How do I give order to a jumble of notes?

“To be really mundane, I sort out my notes into piles, section by section, then take the notes from the first section’s pile and work out what my order of play for that section is going to be. I work out, say, the twelve paragraphs that are going to be in that section, and annotate my notes to show which bit of the notes is going into which paragraph for which section. I used to annotate with an array of differently coloured pens, but it was quite time-consuming putting pens down and picking them up. Now I use numbers for chapters and letters for paragraphs, so 3D written on my notes is the fourth paragraph in the third section. Then I create more piles, one per paragraph, or, if I’m running out of office-space, a pile for two or three paragraphs.”

“I think a lot of inexperienced writers panic at the amount of notes and the messiness of it all, whereas experienced writers expect some feelings of confusion and look for ways to cut to the quick and summarise their discoveries. All you need to do is tell people the key things that you’ve found and tell them the story of how you found them. I remember reading a study of postgraduate failure in the eighties. The author said that postgraduates who failed to complete seemed better at putting things into box files than taking them out.”

“I would always tend to have a sense [at the start] that at the very least I can construct something that looks like a set of chapters, even if I’m not sure precisely what each is going to contain. I’m not going to worry too much what each is going to contain. What I want to do is make the whole thing reasonably plausible. Then sometimes there are some things that I know are important that I know I need to read. I don’t know where this bit of literature is going to come into play but I’ve got a feeling that it’s going to come into play somewhere.

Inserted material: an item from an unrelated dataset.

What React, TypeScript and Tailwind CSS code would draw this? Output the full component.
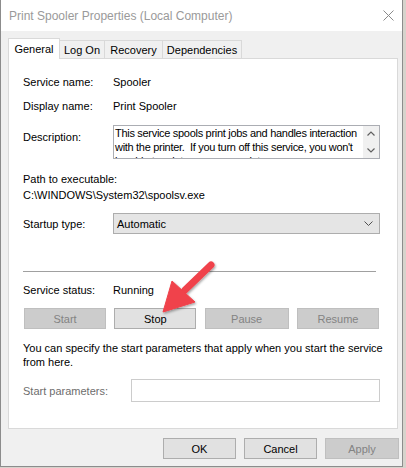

Rather than spend a lot of time poring over these articles, or book chapters, I’ll skim-read them, write on them, desecrate the books, mark them up, make little notes, occasionally type out the quote, if I think it’s a really good one … and then start to pull those things out and fill out the outline with the basic Harvard reference, the author’s name and the date and the page number so that I can simply go back and find it. I might put a little note to myself with ‘quote about …’ or whatever it is.”